When the Luka Magnotta case first broke last week with the delivery of a human foot to the Conservative Party offices in Ottawa, both the media and the police had to play catch-up to a conversation that had been playing out online for a few days. At BestGore.com, aficionados had spent the weekend debating whether a video that purportedly captured a murder was real or merely the product of special effects. They apparently had no sense the information might have some value in the real world, for only one man in the virtual crowd, a Montana lawyer named Roger Renville, stepped away from his computer long enough to try to alert the authorities.

In time, the story exploded like shrapnel, propelled in large part by Magnotta's extensive documentation of his own life.

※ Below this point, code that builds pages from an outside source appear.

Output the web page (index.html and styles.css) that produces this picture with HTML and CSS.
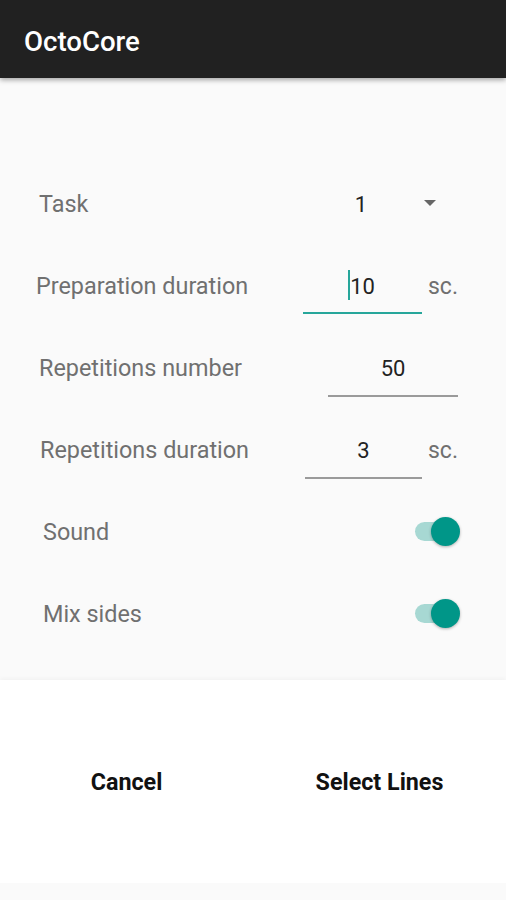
FILE: index.html
```html
<!DOCTYPE html>
<html>
<head>
<meta charset="utf-8">
<link rel="stylesheet" href="styles.css">
</head>
<body>
<div class="screen">
  <header class="appbar"><span class="title">OctoCore</span></header>
  <main class="form">
    <div class="row">
      <span class="label l-39">Task</span>
      <div class="spinner">
        <span class="spin-value">1</span>
        <svg class="spin-arrow" width="14" height="8" viewBox="0 0 14 8"><path d="M1 1 L13 1 L7 7 Z" fill="#666"/></svg>
      </div>
    </div>
    <div class="row">
      <span class="label l-36">Preparation duration</span>
      <div class="field f-prep focused"><span class="val"><span class="caret"></span>10</span></div>
      <span class="unit">sc.</span>
    </div>
    <div class="row">
      <span class="label l-39">Repetitions number</span>
      <div class="field f-reps"><span class="val">50</span></div>
    </div>
    <div class="row">
      <span class="label l-40">Repetitions duration</span>
      <div class="field f-dur"><span class="val">3</span></div>
      <span class="unit">sc.</span>
    </div>
    <div class="row">
      <span class="label l-43">Sound</span>
      <div class="switch"><span class="track"></span><span class="thumb"></span></div>
    </div>
    <div class="row">
      <span class="label l-43">Mix sides</span>
      <div class="switch"><span class="track"></span><span class="thumb"></span></div>
    </div>
  </main>
  <footer class="actions">
    <button class="btn">Cancel</button>
    <button class="btn">Select Lines</button>
  </footer>
  <div class="bottom-strip"></div>
</div>
</body>
</html>
```
FILE: styles.css
```css
* { box-sizing: border-box; }
html, body { margin: 0; padding: 0; background: #fafafa; }
body { font-family: Roboto, "Liberation Sans", sans-serif; width: 506px; height: 900px; overflow: hidden; }
.screen { display: flex; flex-direction: column; height: 900px; }
.appbar {
  height: 78px; flex: none; background: #212121; display: flex; align-items: center;
  padding-left: 24px; box-shadow: 0 2px 5px rgba(0,0,0,0.35); position: relative; z-index: 2;
}
.title { color: #fff; font-size: 27.6px; font-weight: 500; margin-top: 4px; }
.form { padding-top: 84px; height: 602px; flex: none; background: #fafafa; }
.row { height: 82px; display: flex; align-items: center; position: relative; }
.label { font-size: 23.4px; color: #707070; flex: 1; margin-top: 1px; }
.l-36 { padding-left: 36px; }
.l-39 { padding-left: 39px; }
.l-40 { padding-left: 40px; }
.l-43 { padding-left: 43px; }
.spinner { display: flex; align-items: center; width: 140px; margin-right: 66px; margin-top: 2px; }
.spin-value { font-size: 22px; color: #222; width: 67px; text-align: right; }
.spin-arrow { margin-left: 56px; margin-top: -3px; }
.field {
  position: relative; height: 82px; display: flex; align-items: center; justify-content: center;
  font-size: 22px; color: #222; padding-top: 2px;
}
.field::after { content: ""; position: absolute; left: 0; right: 0; top: 69px; height: 1.5px; background: #9a9a9a; }
.field.focused::after { background: #26a69a; height: 2px; top: 68px; }
.val { display: inline-block; position: relative; }
.caret { position: absolute; left: -2px; top: -4px; width: 2px; height: 30px; background: #26a69a; }
.f-prep { width: 119px; }
.f-reps { width: 130px; margin-right: 48px; }
.f-dur { width: 117px; }
.unit { font-size: 23px; color: #707070; width: 84px; padding-left: 6px; margin-top: 2px; }
.switch { position: relative; width: 46px; height: 30px; margin-right: 46px; }
.track { position: absolute; left: 1px; top: 6px; width: 34px; height: 19px; border-radius: 10px; background: #a7d8d3; }
.thumb { position: absolute; left: 17px; top: 1px; width: 29px; height: 29px; border-radius: 50%; background: #009688; box-shadow: 0 1px 3px rgba(0,0,0,0.3); }
.actions {
  background: #fff; height: 203px; flex: none; display: flex; align-items: center;
  box-shadow: 0 -2px 4px rgba(0,0,0,0.03);
}
.btn {
  flex: 1; background: none; border: none; font-family: Roboto, "Liberation Sans", sans-serif;
  font-size: 23.3px; font-weight: 700; color: #111; padding: 0; height: 60px;
}
.bottom-strip { flex: 1; background: #fafafa; }
```
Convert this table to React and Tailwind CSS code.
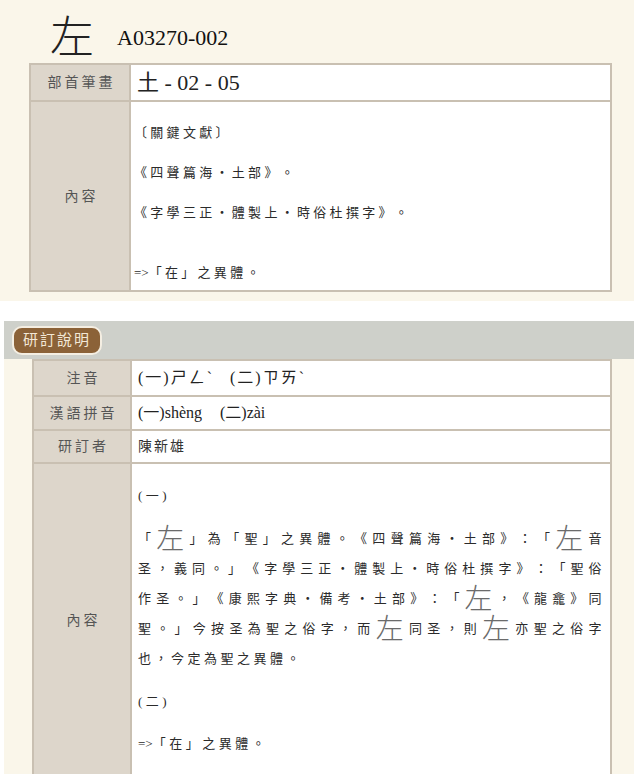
import React from 'react';

const cjk = { fontFamily: '"Liberation Serif", "Noto Sans CJK TC", serif' };

function Big({ children }) {
  return (
    <span className="inline-block align-middle text-[28px] font-light leading-none text-[#6b6b6b]">
      {children}
    </span>
  );
}

function Label({ children }) {
  return (
    <div className="flex items-center justify-center bg-[#ddd6cb] pl-[3px] text-[14px] tracking-[3px] text-[#555]">
      {children}
    </div>
  );
}

export default function App() {
  return (
    <div className="min-h-[774px] w-[634px] bg-white text-[#333] [text-spacing-trim:space-all]" style={cjk}>
      {/* top block */}
      <div className="bg-[#faf6ea] pb-[9px]">
        <div className="flex h-[63px] items-center pl-[50px] pt-[14px]">
          <span className="text-[44px] font-light leading-none text-[#222]">左</span>
          <span className="ml-[23px] mb-[3px] text-[22px] text-[#111]">A03270-002</span>
        </div>

        <div className="ml-[29px] grid w-[583px] grid-cols-[98px_1fr] gap-[2px] bg-[#c9c0b2] p-[2px]">
          <Label>部首筆畫</Label>
          <div className="flex h-[35px] items-center bg-white pl-[6px] text-[22px] text-[#222]">土 - 02 - 05</div>

          <Label>內容</Label>
          <div className="bg-white pb-[7px] pl-[3px] pt-[21px] text-[13px] leading-[20px] tracking-[3.3px] text-[#2b2b2b]">
            <p>〔關鍵文獻〕</p>
            <p className="mt-[20px]">《四聲篇海・土部》。</p>
            <p className="mt-[20px]">《字學三正・體製上・時俗杜撰字》。</p>
            <p className="mt-[40px]"><span className="tracking-normal">=&gt;</span>「在」之異體。</p>
          </div>
        </div>
      </div>

      {/* review block */}
      <div className="mt-[20px] ml-[4px] bg-[#faf6ea]">
        <div className="flex h-[38px] items-center bg-[#ced0ca] pl-[8px]">
          <span className="rounded-[10px] border-2 border-[#f4eee2] bg-[#8b6238] px-[9px] py-[3px] text-[15px] leading-[19px] tracking-[2px] text-[#f3e8d6]">
            研訂說明
          </span>
        </div>

        <div className="ml-[28px] grid w-[580px] grid-cols-[96px_1fr] gap-[2px] bg-[#c9c0b2] p-[2px]">
          <Label>注音</Label>
          <div className="flex h-[34px] items-center bg-white pl-[6px] text-[16px] tracking-[2px] text-[#222]">
            <span>(一)ㄕㄥˋ</span>
            <span className="ml-[16px]">(二)ㄗㄞˋ</span>
          </div>

          <Label>漢語拼音</Label>
          <div className="flex h-[32px] items-center bg-white pl-[6px] text-[16px] text-[#222]">
            <span>(一)shèng</span>
            <span className="ml-[18px]">(二)zài</span>
          </div>

          <Label>研訂者</Label>
          <div className="flex h-[31px] items-center bg-white pl-[6px] text-[14px] tracking-[2px] text-[#333]">陳新雄</div>

          <Label>內容</Label>
          <div className="bg-white pb-[17px] pl-[6px] pr-[5px] pt-[17px] text-[13px] leading-[30px] tracking-[3.5px] text-[#2b2b2b]">
            <p>(一)</p>
            <div className="mt-[13px] text-justify [text-align-last:justify]">
              <p>「<Big>左</Big>」為「聖」之異體。《四聲篇海・土部》：「<Big>左</Big>音</p>
              <p>圣，義同。」《字學三正・體製上・時俗杜撰字》：「聖俗</p>
              <p>作圣。」《康熙字典・備考・土部》：「<Big>左</Big>，《龍龕》同</p>
              <p>聖。」今按圣為聖之俗字，而<Big>左</Big>同圣，則<Big>左</Big>亦聖之俗字</p>
            </div>
            <p>也，今定為聖之異體。</p>
            <p className="mt-[13px]">(二)</p>
            <p className="mt-[12px]"><span className="tracking-normal">=&gt;</span>「在」之異體。</p>
          </div>
        </div>
      </div>
    </div>
  );
}
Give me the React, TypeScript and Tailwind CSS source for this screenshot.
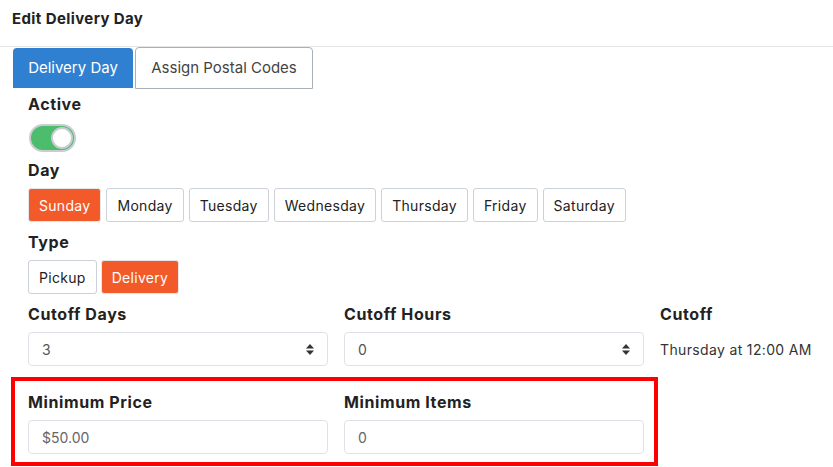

But it also demonstrated some of the hazards of reporting from single sources, especially online ones: British tabs such as The Sun and Daily Mail, which gleefully played up the alleged cannibal angle, pronounced Magnotta a "porn star," though scant evidence of that existed beyond the accused's own bragging. Some of the reporting seemed to have as casual a relationship with reality as Magnotta appears to have had. By the time he was arrested Monday, the online echo chamber had begun to run out of fuel.

News of the Eaton Centre attack also first broke on social media, with spot news emerging first on Twitter. TV crews and other reporters arrived quickly but had trouble catching up, stuck as they were at the street level, with the crime scene unfolding two storeys below. Even by Tuesday, three days after the shooting, the lack of access prompted the Toronto Star to publish a photo grabbed from Twitter by a witness.

You could feel the challenge in catching up to events, which were being documented and broadcast as they occurred, in some of the papers' coverage: the Toronto Sun declared on Monday, almost hopefully, that the shooting signalled the start of "The Summer of the Gun, Part 2," while the Star went with a crusading demand for answers on its front page. "Wanted: answers," the paper declared, noting in the sub-headline of its lead article that Toronto Police were "withhold(ing) information on the suspect."

It was an odd moment that, while channelling the conversation on social media, also overstepped: Police reporters recognized there was a legitimate need to not name the suspect, in order to avoid potentially spoiling the Crown's case. But without new information, the Star couldn't carry the story forward, and its frustration showed. You could feel it as well from other reporters, who tweeted the name of the accused an hour before the police finally made it official.

By Tuesday, the legacy news machines were up to speed, doing what they do best: tapping their sources and advancing the story with details about the intersecting lives of both the suspect and his alleged victims. It may not be exciting, or scandalous, but it has the benefit of being fact-checked.